Л о п а х и н. Что вы ищете?

В а р я. Сама уложила и не помню.

Пауза.”

На самом деле Варя ничего не ищет. Судьба ее решается, от этого разговора зависит вся ее жизнь, а разговор об этом вести невозможно. Без чеховского подтекста не понять следующей сцены. Лопахин, воспользовавшись случаем, быстро уходит, так и не сделав предложения. Варя, сидя на полу, положив голову на узел с платьем, тихо рыдает. Отворяется дверь, осторожно входит Любовь Андреевна. “Что?” – спрашивает она. Повисает пауза. “Надо ехать”, – говорит Любовь Андреевна.

Вот в этом и проявляется чеховское новаторство. Слов нет, а мы все поняли – не из текста, а именно из подтекста: все кончено. Никаких надежд не осталось. К чему тут слова? Они ничего не изменят и ничего не объяснят.

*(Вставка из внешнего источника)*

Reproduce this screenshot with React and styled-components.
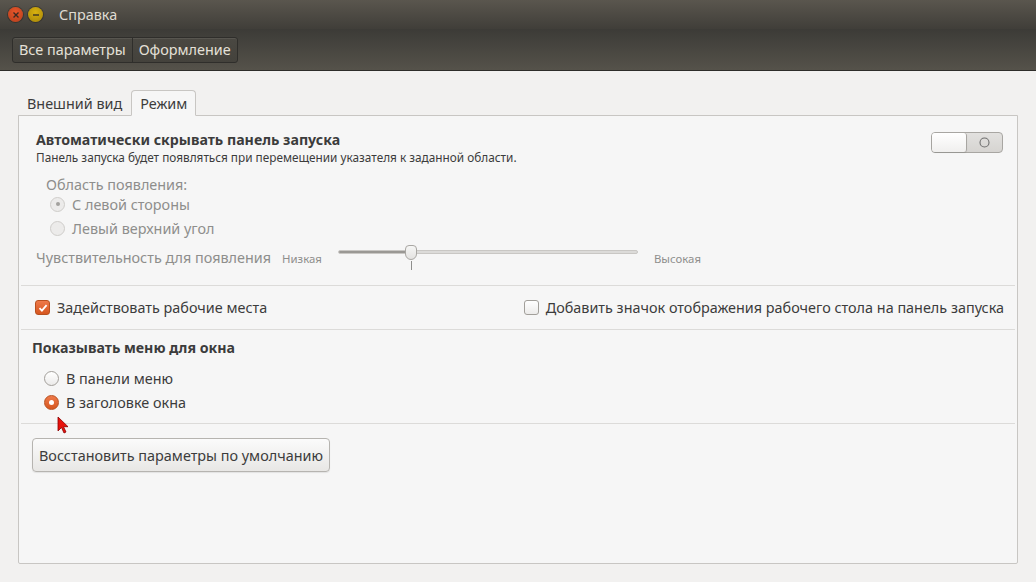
import styled, { createGlobalStyle } from "styled-components"

const Global = createGlobalStyle`
  html, body {
    margin: 0;
    padding: 0;
    background: #f2f1f0;
    font-family: "Noto Sans", "DejaVu Sans", sans-serif;
    color: #3c3c3c;
  }
  * { box-sizing: border-box; }
`

function App() {
  return (
    <Window>
      <Global />
      <TitleBar>
        <WinButton $color="#e9552a" $border="#b33f1c">
          <svg width="8" height="8" viewBox="0 0 8 8">
            <path d="M1.5 1.5l5 5M6.5 1.5l-5 5" stroke="#3a2a22" strokeWidth="1.4" />
          </svg>
        </WinButton>
        <WinButton $color="#d9b10f" $border="#a58508">
          <svg width="8" height="8" viewBox="0 0 8 8">
            <path d="M1 4h6" stroke="#3a3222" strokeWidth="1.4" />
          </svg>
        </WinButton>
        <Title>Справка</Title>
      </TitleBar>

      <Toolbar>
        <Crumbs>
          <Crumb>Все параметры</Crumb>
          <Crumb>Оформление</Crumb>
        </Crumbs>
      </Toolbar>

      <Body>
        <Tabs>
          <Tab>Внешний вид</Tab>
          <Tab $active>Режим</Tab>
        </Tabs>

        <Panel>
          <Section $pad="14px 12px 15px 15px">
            <HeadRow>
              <div>
                <Heading>Автоматически скрывать панель запуска</Heading>
                <Sub>Панель запуска будет появляться при перемещении указателя к заданной области.</Sub>
              </div>
              <Switch>
                <Knob />
                <SwitchOff>
                  <svg width="11" height="11" viewBox="0 0 11 11">
                    <circle cx="5.5" cy="5.5" r="4.5" fill="none" stroke="#6e6e6e" strokeWidth="1.1" />
                  </svg>
                </SwitchOff>
              </Switch>
            </HeadRow>

            <Group>
              <Label $disabled>Область появления:</Label>
              <RadioRow $disabled $indent="4px">
                <Radio $disabled $checked />
                С левой стороны
              </RadioRow>
              <RadioRow $disabled $indent="4px">
                <Radio $disabled />
                Левый верхний угол
              </RadioRow>
            </Group>

            <SliderRow>
              <Label $disabled>Чувствительность для появления</Label>
              <Small>Низкая</Small>
              <Slider>
                <Track>
                  <Fill style={{ width: "24.5%" }} />
                </Track>
                <Thumb style={{ left: "24.5%" }} />
                <Tick style={{ left: "24.5%" }} />
              </Slider>
              <Small>Высокая</Small>
            </SliderRow>
          </Section>

          <Divider />

          <CheckRow>
            <CheckItem>
              <Check $checked>
                <svg width="10" height="10" viewBox="0 0 10 10">
                  <path d="M1.5 5.2l2.4 2.4L8.6 2.2" fill="none" stroke="#fff" strokeWidth="1.8" />
                </svg>
              </Check>
              Задействовать рабочие места
            </CheckItem>
            <CheckItem>
              <Check />
              Добавить значок отображения рабочего стола на панель запуска
            </CheckItem>
          </CheckRow>

          <Divider />

          <Section $pad="8px 14px 10px 11px">
            <Heading>Показывать меню для окна</Heading>
            <MenuGroup>
              <RadioRow $indent="12px">
                <Radio />
                В панели меню
              </RadioRow>
              <RadioRow $indent="12px">
                <Radio $checked $accent />
                В заголовке окна
              </RadioRow>
            </MenuGroup>
          </Section>

          <Divider />

          <Section $pad="14px 14px 15px 11px">
            <Button>Восстановить параметры по умолчанию</Button>
          </Section>

          <Cursor width="12" height="18" viewBox="0 0 12 18">
            <path d="M1 1v14l3.5-3.5 2.5 5.5 2-1-2.5-5.3H11z" fill="#e8120c" stroke="#8a0000" strokeWidth="0.8" />
          </Cursor>
        </Panel>
      </Body>
    </Window>
  )
}

const Window = styled.div`
  width: 1036px;
  height: 582px;
  display: flex;
  flex-direction: column;
  overflow: hidden;
`

const TitleBar = styled.div`
  height: 29px;
  display: flex;
  align-items: center;
  padding-left: 8px;
  gap: 5px;
  background: linear-gradient(#5a564e, #403e39);
`

const WinButton = styled.div`
  width: 15px;
  height: 15px;
  border-radius: 50%;
  background: radial-gradient(circle at 50% 35%, ${(p) => p.$color}, ${(p) => p.$border});
  box-shadow: 0 0 0 1px rgba(0, 0, 0, 0.25);
  display: flex;
  align-items: center;
  justify-content: center;
`

const Title = styled.div`
  margin-left: 11px;
  font-size: 14.4px;
  color: #dfdbd2;
`

const Toolbar = styled.div`
  height: 42px;
  display: flex;
  align-items: center;
  padding-left: 12px;
  background: linear-gradient(#3c3b37, #55524a);
  border-bottom: 1px solid #2e2d2a;
`

const Crumbs = styled.div`
  display: flex;
  height: 26px;
  border: 1px solid #2f2e2b;
  border-radius: 3px;
  background: linear-gradient(#4a4842, #44423c);
  box-shadow: inset 0 1px 0 rgba(255, 255, 255, 0.08);
`

const Crumb = styled.div`
  display: flex;
  align-items: center;
  padding: 0 6px;
  font-size: 14.4px;
  color: #e4e0d8;
  & + & {
    border-left: 1px solid #2f2e2b;
  }
`

const Body = styled.div`
  flex: 1;
  padding: 19px 18px 18px 18px;
  display: flex;
  flex-direction: column;
`

const Tabs = styled.div`
  display: flex;
  height: 26px;
  align-items: flex-end;
  margin-bottom: -1px;
  position: relative;
  z-index: 1;
`

const Tab = styled.div`
  height: 26px;
  display: flex;
  align-items: center;
  padding: 0 8px 0 8px;
  font-size: 14.4px;
  color: #3c3c3c;
  border: 1px solid ${(p) => (p.$active ? "#c8c6c3" : "transparent")};
  border-bottom-color: ${(p) => (p.$active ? "#f6f6f6" : "#c8c6c3")};
  border-radius: 4px 4px 0 0;
  background: ${(p) => (p.$active ? "#f6f6f6" : "transparent")};
`

const Panel = styled.div`
  flex: 1;
  position: relative;
  background: #f6f6f6;
  border: 1px solid #c8c6c3;
  border-radius: 0 0 2px 2px;
  padding: 0 2px;
`

const Section = styled.div`
  padding: ${(p) => p.$pad};
`

const HeadRow = styled.div`
  display: flex;
  justify-content: space-between;
  align-items: flex-start;
`

const Heading = styled.div`
  font-size: 14.2px;
  font-weight: 700;
  color: #3c3c3c;
  line-height: 20px;
`

const Sub = styled.div`
  font-size: 11.8px;
  color: #3c3c3c;
  line-height: 15px;
`

const Switch = styled.div`
  width: 72px;
  height: 21px;
  margin-top: 2px;
  border: 1px solid #a8a6a2;
  border-radius: 4px;
  background: linear-gradient(#e2e1df, #d6d4d1);
  display: flex;
`

const Knob = styled.div`
  width: 35px;
  height: 100%;
  border-radius: 3px;
  background: linear-gradient(#ffffff, #f0efee);
  border-right: 1px solid #a8a6a2;
  box-shadow: 0 1px 1px rgba(0, 0, 0, 0.1);
`

const SwitchOff = styled.div`
  flex: 1;
  display: flex;
  align-items: center;
  justify-content: center;
`

const Group = styled.div`
  margin-top: 14px;
  padding-left: 10px;
  display: flex;
  flex-direction: column;
  gap: 2px;
`

const Label = styled.div`
  font-size: 14.4px;
  line-height: 12px;
  color: ${(p) => (p.$disabled ? "#8e8e8c" : "#3c3c3c")};
  white-space: nowrap;
`

const RadioRow = styled.div`
  display: flex;
  align-items: center;
  gap: 7px;
  height: 22px;
  padding-left: ${(p) => p.$indent};
  font-size: 14.4px;
  color: ${(p) => (p.$disabled ? "#8e8e8c" : "#3c3c3c")};
`

const Radio = styled.span`
  width: 15px;
  height: 15px;
  border-radius: 50%;
  flex: none;
  position: relative;
  border: 1px solid ${(p) => (p.$accent ? "#b8501f" : p.$disabled ? "#cfcdca" : "#a29f9a")};
  background: ${(p) =>
    p.$accent
      ? "linear-gradient(#ee7a4a, #d6561f)"
      : p.$disabled
      ? "#ecebea"
      : "linear-gradient(#ffffff, #ecebea)"};
  &::after {
    content: "";
    display: ${(p) => (p.$checked ? "block" : "none")};
    position: absolute;
    left: 50%;
    top: 50%;
    width: ${(p) => (p.$accent ? "5px" : "4px")};
    height: ${(p) => (p.$accent ? "5px" : "4px")};
    margin: ${(p) => (p.$accent ? "-2.5px" : "-2px")};
    border-radius: 50%;
    background: ${(p) => (p.$accent ? "#ffffff" : "#a3a19e")};
  }
`

const SliderRow = styled.div`
  display: flex;
  align-items: center;
  margin-top: 7px;
  height: 24px;
`

const Small = styled.div`
  font-size: 11.4px;
  color: #8e8e8c;
  margin-left: 11px;
  &:last-child {
    margin-left: 16px;
  }
`

const Slider = styled.div`
  position: relative;
  width: 300px;
  height: 24px;
  margin-left: 16px;
  display: flex;
  align-items: center;
`

const Track = styled.div`
  width: 100%;
  height: 4px;
  margin-top: -12px;
  border-radius: 2px;
  background: #dcdbd9;
  border: 1px solid #c9c7c4;
  overflow: hidden;
`

const Fill = styled.div`
  height: 100%;
  background: #9a9894;
`

const Thumb = styled.div`
  position: absolute;
  top: -1px;
  width: 12px;
  height: 15px;
  margin-left: -6px;
  border: 1px solid #a9a7a3;
  border-radius: 4px 4px 6px 6px;
  background: linear-gradient(#f6f6f5, #e4e3e1);
`

const Tick = styled.div`
  position: absolute;
  top: 15px;
  width: 1px;
  height: 9px;
  background: #8e8e8c;
`

const Divider = styled.div`
  height: 1px;
  background: #dcdbd9;
`

const CheckRow = styled.div`
  display: flex;
  justify-content: space-between;
  align-items: center;
  height: 43px;
  padding: 0 11px 0 14px;
`

const CheckItem = styled.div`
  display: flex;
  align-items: center;
  gap: 7px;
  font-size: 14.4px;
  color: #3c3c3c;
`

const Check = styled.span`
  width: 15px;
  height: 15px;
  border-radius: 3px;
  display: flex;
  align-items: center;
  justify-content: center;
  border: 1px solid ${(p) => (p.$checked ? "#b8501f" : "#a29f9a")};
  background: ${(p) => (p.$checked ? "linear-gradient(#ee7a4a, #d6561f)" : "linear-gradient(#ffffff, #ecebea)")};
`

const MenuGroup = styled.div`
  margin-top: 9px;
  display: flex;
  flex-direction: column;
  gap: 2px;
`

const Button = styled.button`
  height: 34px;
  padding: 0 6px;
  font-family: inherit;
  font-size: 14.4px;
  color: #3c3c3c;
  border: 1px solid #b6b4b0;
  border-radius: 4px;
  background: linear-gradient(#fbfbfb, #e8e7e5);
  box-shadow: 0 1px 1px rgba(0, 0, 0, 0.08);
`

const Cursor = styled.svg`
  position: absolute;
  left: 38px;
  top: 300px;
`

export default App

Обилие пауз вообще характерно для чеховских пьес. Паузы возникают там, где герои “уходят в себя”. Они замыкаются не потому, что им нечего сказать, а потому, что не хотят говорить вслух о самом заветном. Паузы создают особое настроение в зале.

Авторских ремарок у Чехова больше, чем у его предшественников, и они качественно другие. Ремарки в пьесах Чехова дают представление о характере действующих лиц, в них подробно описывается обстановка действия, они помогают режиссеру подобрать нужную тональность.

“Вишневый сад” – последняя пьеса Чехова. В ней он иронизирует над своими же принципами. “Если в первом действии на сцене висит ружье, то в последнем оно должно выстрелить” – в “Вишневом саде” ружье есть, но оно не стреляет. Чехов хотел этим сказать: “Не превращайте новаторские детали в стандарт. Идите дальше”. Пьесы Чехова стали примером для лучших драматургов мира.